■ OBJECTIVE: Without the pictures, please reproduce only the lines from the one with "Clone this screenshot" through the one with "border-t-white border-l-white border-b-[#404040]", both included.

■ RAW DATA:

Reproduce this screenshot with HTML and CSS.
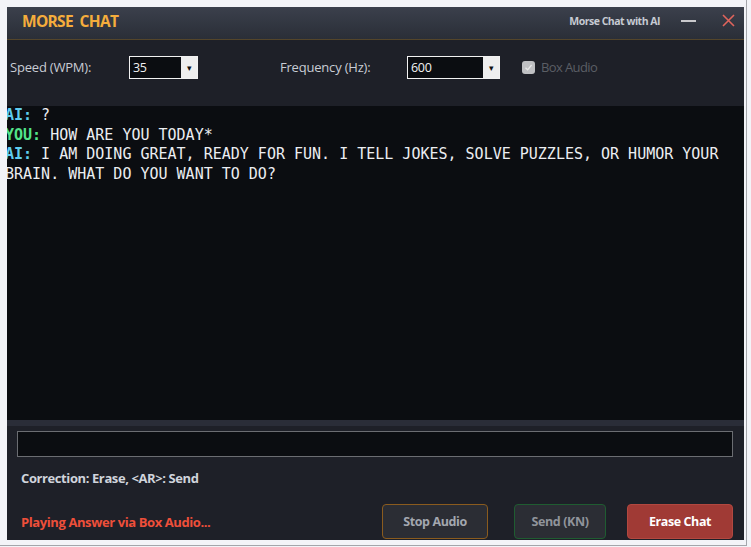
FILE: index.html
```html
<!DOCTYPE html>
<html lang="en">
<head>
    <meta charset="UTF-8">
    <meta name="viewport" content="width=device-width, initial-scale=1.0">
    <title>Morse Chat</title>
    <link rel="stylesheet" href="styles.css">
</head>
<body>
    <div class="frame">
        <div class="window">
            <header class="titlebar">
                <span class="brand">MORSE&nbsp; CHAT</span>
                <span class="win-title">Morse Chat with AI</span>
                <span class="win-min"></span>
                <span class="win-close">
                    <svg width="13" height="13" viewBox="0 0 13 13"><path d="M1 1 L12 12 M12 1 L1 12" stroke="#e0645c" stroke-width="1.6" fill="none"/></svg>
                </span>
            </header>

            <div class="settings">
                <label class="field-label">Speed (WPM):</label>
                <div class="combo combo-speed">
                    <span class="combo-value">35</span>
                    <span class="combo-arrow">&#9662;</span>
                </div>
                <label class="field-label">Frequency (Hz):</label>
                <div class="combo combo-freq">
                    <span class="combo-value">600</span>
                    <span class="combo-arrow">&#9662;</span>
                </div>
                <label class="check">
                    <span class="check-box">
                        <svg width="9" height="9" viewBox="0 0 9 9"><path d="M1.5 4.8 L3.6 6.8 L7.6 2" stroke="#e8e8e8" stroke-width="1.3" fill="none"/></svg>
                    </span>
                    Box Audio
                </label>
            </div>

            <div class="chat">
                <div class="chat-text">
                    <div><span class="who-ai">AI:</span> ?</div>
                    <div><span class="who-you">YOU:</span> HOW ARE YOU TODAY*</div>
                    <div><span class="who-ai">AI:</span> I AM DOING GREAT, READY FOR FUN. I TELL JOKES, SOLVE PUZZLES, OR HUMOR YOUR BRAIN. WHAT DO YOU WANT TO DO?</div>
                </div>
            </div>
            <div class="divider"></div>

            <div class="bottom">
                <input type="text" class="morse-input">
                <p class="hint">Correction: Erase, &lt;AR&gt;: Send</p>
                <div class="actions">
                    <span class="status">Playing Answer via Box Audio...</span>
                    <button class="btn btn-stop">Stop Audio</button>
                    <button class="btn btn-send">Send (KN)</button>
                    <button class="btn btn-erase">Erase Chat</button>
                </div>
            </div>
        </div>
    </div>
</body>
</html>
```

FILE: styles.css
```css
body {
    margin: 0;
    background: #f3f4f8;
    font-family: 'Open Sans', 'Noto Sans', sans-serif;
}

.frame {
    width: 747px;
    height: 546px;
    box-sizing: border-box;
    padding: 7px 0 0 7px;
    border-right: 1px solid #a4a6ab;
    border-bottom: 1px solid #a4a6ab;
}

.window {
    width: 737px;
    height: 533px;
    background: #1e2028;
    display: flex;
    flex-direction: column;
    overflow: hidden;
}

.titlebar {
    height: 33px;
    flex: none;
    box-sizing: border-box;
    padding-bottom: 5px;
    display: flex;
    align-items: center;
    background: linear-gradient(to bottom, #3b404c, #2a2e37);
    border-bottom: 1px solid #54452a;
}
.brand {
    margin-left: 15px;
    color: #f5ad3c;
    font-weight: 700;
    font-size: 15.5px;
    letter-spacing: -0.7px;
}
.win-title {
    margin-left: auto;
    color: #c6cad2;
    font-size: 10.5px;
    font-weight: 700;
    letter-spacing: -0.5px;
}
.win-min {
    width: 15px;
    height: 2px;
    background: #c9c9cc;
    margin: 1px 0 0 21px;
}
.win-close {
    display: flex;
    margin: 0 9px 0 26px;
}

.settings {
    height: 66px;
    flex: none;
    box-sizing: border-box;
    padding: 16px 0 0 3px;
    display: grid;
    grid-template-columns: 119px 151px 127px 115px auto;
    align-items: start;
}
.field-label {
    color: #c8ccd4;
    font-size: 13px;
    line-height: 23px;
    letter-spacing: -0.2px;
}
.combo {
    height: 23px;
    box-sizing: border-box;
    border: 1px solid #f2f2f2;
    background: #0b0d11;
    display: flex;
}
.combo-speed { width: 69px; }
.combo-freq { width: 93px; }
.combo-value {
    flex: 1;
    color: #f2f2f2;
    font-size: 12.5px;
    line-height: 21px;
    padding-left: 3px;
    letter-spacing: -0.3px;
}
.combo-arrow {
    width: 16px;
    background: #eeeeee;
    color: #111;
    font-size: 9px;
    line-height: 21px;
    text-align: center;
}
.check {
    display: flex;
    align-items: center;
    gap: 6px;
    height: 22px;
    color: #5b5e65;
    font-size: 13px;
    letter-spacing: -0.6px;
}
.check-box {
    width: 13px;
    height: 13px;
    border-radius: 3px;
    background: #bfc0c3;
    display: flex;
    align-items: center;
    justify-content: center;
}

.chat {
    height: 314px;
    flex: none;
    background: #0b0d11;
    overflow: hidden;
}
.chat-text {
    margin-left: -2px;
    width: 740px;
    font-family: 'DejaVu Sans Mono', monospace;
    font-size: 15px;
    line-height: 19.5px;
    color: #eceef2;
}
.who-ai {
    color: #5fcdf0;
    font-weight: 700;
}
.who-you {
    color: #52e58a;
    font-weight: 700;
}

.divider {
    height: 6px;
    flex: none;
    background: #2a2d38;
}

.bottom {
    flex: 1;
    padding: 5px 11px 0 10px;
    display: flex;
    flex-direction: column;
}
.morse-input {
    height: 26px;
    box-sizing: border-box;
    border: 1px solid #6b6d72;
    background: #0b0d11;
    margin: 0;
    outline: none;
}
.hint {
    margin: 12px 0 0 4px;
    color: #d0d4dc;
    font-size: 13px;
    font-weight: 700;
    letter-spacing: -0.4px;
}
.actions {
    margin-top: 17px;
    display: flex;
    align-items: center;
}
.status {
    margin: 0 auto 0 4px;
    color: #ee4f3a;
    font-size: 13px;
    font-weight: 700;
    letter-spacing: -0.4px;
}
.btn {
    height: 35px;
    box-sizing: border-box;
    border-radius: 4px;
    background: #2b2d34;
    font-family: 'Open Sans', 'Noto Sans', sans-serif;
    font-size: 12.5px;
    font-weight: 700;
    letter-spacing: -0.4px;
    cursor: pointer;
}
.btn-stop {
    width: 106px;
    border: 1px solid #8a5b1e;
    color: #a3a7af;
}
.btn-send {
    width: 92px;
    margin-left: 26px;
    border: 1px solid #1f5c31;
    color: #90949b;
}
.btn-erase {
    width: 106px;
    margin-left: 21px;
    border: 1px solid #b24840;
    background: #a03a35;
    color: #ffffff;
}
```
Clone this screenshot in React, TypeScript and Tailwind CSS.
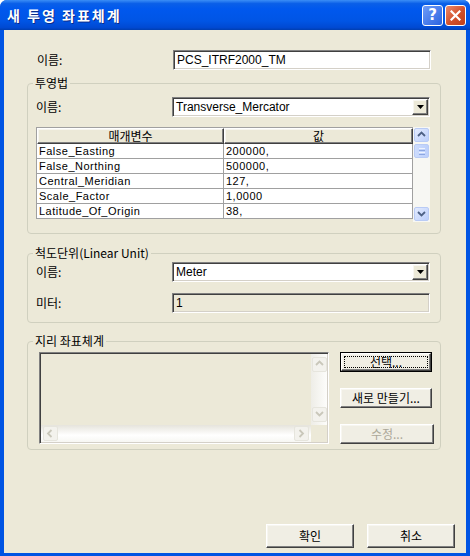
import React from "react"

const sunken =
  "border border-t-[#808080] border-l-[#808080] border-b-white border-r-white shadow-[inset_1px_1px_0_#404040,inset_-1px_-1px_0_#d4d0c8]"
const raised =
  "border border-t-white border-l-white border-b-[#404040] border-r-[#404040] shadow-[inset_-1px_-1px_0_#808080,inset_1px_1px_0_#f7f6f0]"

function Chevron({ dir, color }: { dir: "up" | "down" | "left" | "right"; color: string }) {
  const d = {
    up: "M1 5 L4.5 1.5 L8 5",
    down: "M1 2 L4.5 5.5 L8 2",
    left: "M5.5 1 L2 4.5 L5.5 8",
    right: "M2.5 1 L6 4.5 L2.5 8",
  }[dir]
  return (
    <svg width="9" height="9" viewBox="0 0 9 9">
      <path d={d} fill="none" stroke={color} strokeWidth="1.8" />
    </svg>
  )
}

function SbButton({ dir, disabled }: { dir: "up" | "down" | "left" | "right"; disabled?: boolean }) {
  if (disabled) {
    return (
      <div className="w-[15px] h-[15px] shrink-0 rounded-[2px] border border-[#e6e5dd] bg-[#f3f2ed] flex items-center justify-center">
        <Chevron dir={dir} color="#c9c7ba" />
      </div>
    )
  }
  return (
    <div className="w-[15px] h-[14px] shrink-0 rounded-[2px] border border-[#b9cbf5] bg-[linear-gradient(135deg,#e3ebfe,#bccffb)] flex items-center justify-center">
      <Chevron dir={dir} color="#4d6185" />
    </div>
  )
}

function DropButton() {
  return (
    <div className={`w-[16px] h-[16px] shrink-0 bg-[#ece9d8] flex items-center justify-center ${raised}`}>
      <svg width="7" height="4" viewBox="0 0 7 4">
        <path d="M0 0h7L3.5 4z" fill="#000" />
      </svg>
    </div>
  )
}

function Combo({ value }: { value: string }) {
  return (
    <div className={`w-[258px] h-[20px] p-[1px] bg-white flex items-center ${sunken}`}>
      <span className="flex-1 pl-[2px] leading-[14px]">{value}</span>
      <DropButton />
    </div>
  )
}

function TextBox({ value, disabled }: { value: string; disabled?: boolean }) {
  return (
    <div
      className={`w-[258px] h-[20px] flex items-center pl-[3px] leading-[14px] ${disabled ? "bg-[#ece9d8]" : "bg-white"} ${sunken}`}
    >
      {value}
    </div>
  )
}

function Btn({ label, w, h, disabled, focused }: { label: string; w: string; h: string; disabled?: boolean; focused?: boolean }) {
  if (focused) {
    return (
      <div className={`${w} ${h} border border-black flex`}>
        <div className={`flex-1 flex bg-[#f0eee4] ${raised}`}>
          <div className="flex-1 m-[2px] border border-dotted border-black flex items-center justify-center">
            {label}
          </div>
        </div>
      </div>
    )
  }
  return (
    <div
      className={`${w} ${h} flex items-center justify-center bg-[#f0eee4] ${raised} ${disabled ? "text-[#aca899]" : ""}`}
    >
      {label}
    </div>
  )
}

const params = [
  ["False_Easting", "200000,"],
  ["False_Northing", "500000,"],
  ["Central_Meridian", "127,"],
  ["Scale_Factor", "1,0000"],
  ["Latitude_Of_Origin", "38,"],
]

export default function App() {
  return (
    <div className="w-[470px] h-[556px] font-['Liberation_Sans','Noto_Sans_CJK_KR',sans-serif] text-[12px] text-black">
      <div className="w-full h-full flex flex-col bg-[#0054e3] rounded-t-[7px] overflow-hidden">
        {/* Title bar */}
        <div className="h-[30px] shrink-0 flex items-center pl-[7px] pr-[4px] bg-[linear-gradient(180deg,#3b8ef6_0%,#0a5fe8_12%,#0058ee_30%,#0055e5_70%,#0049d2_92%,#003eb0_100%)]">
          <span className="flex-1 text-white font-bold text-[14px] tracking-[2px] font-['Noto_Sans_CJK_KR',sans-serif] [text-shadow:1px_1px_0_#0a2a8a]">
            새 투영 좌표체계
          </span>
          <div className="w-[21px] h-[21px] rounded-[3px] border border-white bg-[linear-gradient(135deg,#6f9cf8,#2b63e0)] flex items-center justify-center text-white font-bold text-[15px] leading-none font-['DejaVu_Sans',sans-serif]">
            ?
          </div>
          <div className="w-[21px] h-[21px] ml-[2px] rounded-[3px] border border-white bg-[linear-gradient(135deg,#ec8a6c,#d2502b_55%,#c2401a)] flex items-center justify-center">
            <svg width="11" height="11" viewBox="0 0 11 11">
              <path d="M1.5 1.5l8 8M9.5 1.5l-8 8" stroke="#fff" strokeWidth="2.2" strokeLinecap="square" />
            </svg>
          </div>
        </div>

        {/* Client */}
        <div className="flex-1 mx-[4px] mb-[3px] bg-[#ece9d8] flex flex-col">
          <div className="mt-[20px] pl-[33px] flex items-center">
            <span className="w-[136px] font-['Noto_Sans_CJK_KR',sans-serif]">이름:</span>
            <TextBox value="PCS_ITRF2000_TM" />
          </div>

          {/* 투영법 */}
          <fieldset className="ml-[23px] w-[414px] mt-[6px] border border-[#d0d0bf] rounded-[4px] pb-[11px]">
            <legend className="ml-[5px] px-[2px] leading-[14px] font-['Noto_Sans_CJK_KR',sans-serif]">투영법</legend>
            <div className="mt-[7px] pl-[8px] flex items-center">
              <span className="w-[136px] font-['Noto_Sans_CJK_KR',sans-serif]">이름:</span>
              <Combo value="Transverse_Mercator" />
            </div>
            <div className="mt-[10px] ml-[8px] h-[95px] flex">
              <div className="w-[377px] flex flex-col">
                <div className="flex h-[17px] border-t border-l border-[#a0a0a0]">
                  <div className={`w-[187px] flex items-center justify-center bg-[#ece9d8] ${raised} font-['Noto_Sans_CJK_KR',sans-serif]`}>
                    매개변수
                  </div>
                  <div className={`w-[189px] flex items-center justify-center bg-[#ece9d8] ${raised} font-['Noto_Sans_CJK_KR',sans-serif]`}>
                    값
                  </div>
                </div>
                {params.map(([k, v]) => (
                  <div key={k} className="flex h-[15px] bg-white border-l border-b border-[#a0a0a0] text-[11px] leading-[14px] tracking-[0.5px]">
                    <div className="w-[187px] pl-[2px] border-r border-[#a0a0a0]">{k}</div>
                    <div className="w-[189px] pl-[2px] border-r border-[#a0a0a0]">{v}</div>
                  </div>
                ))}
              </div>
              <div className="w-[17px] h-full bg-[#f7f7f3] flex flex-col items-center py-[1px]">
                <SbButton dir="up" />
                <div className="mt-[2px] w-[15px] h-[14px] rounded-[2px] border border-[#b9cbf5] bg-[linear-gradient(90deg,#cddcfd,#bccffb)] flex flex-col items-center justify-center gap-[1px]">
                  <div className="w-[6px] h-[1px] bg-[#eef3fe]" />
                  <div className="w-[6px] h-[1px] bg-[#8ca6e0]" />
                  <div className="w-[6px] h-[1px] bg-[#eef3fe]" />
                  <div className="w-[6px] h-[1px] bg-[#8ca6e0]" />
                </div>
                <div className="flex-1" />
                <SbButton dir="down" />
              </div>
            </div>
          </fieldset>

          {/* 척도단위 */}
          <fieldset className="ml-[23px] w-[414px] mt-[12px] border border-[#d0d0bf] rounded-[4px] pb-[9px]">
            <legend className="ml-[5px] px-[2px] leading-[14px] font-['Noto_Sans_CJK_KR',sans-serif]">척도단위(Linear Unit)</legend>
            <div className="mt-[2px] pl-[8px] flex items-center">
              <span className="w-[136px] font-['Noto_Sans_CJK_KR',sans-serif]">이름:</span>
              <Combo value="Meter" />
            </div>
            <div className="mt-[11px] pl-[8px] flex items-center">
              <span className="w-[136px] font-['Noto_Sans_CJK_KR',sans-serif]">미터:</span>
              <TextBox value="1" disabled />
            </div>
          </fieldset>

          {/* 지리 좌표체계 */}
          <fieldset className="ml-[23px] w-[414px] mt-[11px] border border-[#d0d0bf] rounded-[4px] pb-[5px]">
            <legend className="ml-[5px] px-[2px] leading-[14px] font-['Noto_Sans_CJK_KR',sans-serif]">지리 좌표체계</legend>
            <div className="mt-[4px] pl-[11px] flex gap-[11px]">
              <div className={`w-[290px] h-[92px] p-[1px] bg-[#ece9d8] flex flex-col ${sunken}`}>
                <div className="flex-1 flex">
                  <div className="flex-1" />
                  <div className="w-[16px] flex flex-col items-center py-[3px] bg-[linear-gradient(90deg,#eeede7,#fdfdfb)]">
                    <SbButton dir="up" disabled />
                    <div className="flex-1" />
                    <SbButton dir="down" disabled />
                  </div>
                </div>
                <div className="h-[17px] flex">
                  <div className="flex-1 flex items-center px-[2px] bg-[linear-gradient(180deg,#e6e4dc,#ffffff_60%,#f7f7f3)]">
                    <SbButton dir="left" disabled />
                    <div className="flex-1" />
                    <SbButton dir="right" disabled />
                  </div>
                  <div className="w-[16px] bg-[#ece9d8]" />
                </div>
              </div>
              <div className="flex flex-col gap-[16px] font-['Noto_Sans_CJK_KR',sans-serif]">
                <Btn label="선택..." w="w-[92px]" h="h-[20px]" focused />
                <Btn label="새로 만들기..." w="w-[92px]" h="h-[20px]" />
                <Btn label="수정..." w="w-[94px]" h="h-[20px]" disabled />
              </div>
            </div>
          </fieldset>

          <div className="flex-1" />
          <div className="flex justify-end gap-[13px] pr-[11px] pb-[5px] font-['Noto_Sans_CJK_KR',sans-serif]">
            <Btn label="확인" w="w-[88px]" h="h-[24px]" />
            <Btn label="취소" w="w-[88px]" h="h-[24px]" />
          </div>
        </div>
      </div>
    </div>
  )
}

■ RESPONSE:
Clone this screenshot in React, TypeScript and Tailwind CSS.
import React from "react"

const sunken =
  "border border-t-[#808080] border-l-[#808080] border-b-white border-r-white shadow-[inset_1px_1px_0_#404040,inset_-1px_-1px_0_#d4d0c8]"
const raised =
  "border border-t-white border-l-white border-b-[#404040] border-r-[#404040] shadow-[inset_-1px_-1px_0_#808080,inset_1px_1px_0_#f7f6f0]"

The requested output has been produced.